— Begin MATERIAL PROVIDED —

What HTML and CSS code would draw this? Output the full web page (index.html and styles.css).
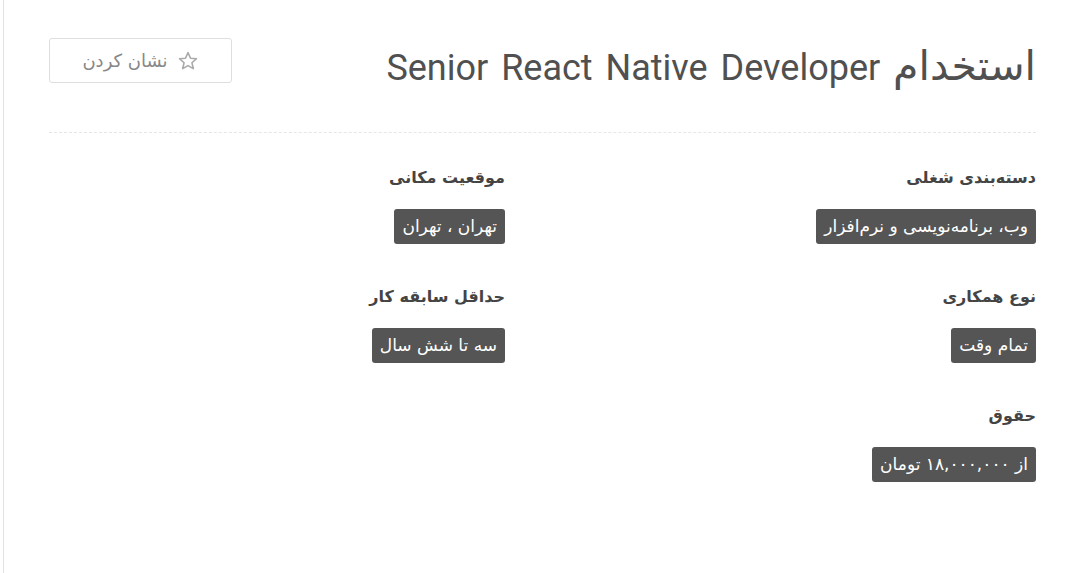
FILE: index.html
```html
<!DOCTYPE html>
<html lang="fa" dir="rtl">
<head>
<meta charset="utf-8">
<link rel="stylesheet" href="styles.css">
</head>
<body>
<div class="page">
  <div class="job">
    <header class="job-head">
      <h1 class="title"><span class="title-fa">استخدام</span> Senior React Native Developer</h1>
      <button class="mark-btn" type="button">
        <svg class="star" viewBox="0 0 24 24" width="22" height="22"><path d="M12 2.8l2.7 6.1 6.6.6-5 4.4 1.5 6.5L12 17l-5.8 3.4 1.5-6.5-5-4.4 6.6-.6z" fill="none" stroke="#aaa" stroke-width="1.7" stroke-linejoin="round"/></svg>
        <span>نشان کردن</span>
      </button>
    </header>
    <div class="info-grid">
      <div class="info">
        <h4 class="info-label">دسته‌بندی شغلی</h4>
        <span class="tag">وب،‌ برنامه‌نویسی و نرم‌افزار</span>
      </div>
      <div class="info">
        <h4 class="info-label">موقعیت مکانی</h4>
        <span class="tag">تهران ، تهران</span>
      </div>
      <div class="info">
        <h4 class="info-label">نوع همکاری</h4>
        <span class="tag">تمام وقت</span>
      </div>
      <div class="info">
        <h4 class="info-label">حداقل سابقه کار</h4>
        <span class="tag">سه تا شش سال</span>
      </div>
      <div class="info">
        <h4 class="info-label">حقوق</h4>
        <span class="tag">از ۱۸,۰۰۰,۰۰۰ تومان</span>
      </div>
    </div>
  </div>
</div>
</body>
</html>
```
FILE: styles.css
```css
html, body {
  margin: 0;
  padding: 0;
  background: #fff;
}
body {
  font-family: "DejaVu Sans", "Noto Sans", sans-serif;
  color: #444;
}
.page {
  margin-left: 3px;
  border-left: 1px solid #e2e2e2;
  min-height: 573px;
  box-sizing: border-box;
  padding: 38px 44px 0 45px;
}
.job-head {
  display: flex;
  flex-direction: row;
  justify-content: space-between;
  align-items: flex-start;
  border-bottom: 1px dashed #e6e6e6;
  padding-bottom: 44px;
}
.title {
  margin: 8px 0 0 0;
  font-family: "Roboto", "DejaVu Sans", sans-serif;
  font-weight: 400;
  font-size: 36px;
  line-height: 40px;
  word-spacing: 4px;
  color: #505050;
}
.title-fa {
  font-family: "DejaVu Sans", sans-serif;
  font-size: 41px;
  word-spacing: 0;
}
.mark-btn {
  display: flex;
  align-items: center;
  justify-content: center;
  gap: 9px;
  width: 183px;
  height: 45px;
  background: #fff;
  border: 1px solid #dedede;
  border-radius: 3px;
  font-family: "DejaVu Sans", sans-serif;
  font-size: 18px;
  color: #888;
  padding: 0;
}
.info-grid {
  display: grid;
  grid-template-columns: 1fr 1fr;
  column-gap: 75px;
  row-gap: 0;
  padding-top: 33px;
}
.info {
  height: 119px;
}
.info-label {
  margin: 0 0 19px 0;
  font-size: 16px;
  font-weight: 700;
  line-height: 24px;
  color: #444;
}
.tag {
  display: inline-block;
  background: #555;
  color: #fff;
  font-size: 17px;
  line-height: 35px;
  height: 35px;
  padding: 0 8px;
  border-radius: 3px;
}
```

— End MATERIAL PROVIDED —

* STATED EXERCISE: Transcribe the material as is, with images omitted.

* ANSWER TO THE EXERCISE:
What HTML and CSS code would draw this? Output the full web page (index.html and styles.css).
FILE: index.html
```html
<!DOCTYPE html>
<html lang="fa" dir="rtl">
<head>
<meta charset="utf-8">
<link rel="stylesheet" href="styles.css">
</head>
<body>
<div class="page">
  <div class="job">
    <header class="job-head">
      <h1 class="title"><span class="title-fa">استخدام</span> Senior React Native Developer</h1>
      <button class="mark-btn" type="button">
        <svg class="star" viewBox="0 0 24 24" width="22" height="22"><path d="M12 2.8l2.7 6.1 6.6.6-5 4.4 1.5 6.5L12 17l-5.8 3.4 1.5-6.5-5-4.4 6.6-.6z" fill="none" stroke="#aaa" stroke-width="1.7" stroke-linejoin="round"/></svg>
        <span>نشان کردن</span>
      </button>
    </header>
    <div class="info-grid">
      <div class="info">
        <h4 class="info-label">دسته‌بندی شغلی</h4>
        <span class="tag">وب،‌ برنامه‌نویسی و نرم‌افزار</span>
      </div>
      <div class="info">
        <h4 class="info-label">موقعیت مکانی</h4>
        <span class="tag">تهران ، تهران</span>
      </div>
      <div class="info">
        <h4 class="info-label">نوع همکاری</h4>
        <span class="tag">تمام وقت</span>
      </div>
      <div class="info">
        <h4 class="info-label">حداقل سابقه کار</h4>
        <span class="tag">سه تا شش سال</span>
      </div>
      <div class="info">
        <h4 class="info-label">حقوق</h4>
        <span class="tag">از ۱۸,۰۰۰,۰۰۰ تومان</span>
      </div>
    </div>
  </div>
</div>
</body>
</html>
```
FILE: styles.css
```css
html, body {
  margin: 0;
  padding: 0;
  background: #fff;
}
body {
  font-family: "DejaVu Sans", "Noto Sans", sans-serif;
  color: #444;
}
.page {
  margin-left: 3px;
  border-left: 1px solid #e2e2e2;
  min-height: 573px;
  box-sizing: border-box;
  padding: 38px 44px 0 45px;
}
.job-head {
  display: flex;
  flex-direction: row;
  justify-content: space-between;
  align-items: flex-start;
  border-bottom: 1px dashed #e6e6e6;
  padding-bottom: 44px;
}
.title {
  margin: 8px 0 0 0;
  font-family: "Roboto", "DejaVu Sans", sans-serif;
  font-weight: 400;
  font-size: 36px;
  line-height: 40px;
  word-spacing: 4px;
  color: #505050;
}
.title-fa {
  font-family: "DejaVu Sans", sans-serif;
  font-size: 41px;
  word-spacing: 0;
}
.mark-btn {
  display: flex;
  align-items: center;
  justify-content: center;
  gap: 9px;
  width: 183px;
  height: 45px;
  background: #fff;
  border: 1px solid #dedede;
  border-radius: 3px;
  font-family: "DejaVu Sans", sans-serif;
  font-size: 18px;
  color: #888;
  padding: 0;
}
.info-grid {
  display: grid;
  grid-template-columns: 1fr 1fr;
  column-gap: 75px;
  row-gap: 0;
  padding-top: 33px;
}
.info {
  height: 119px;
}
.info-label {
  margin: 0 0 19px 0;
  font-size: 16px;
  font-weight: 700;
  line-height: 24px;
  color: #444;
}
.tag {
  display: inline-block;
  background: #555;
  color: #fff;
  font-size: 17px;
  line-height: 35px;
  height: 35px;
  padding: 0 8px;
  border-radius: 3px;
}
```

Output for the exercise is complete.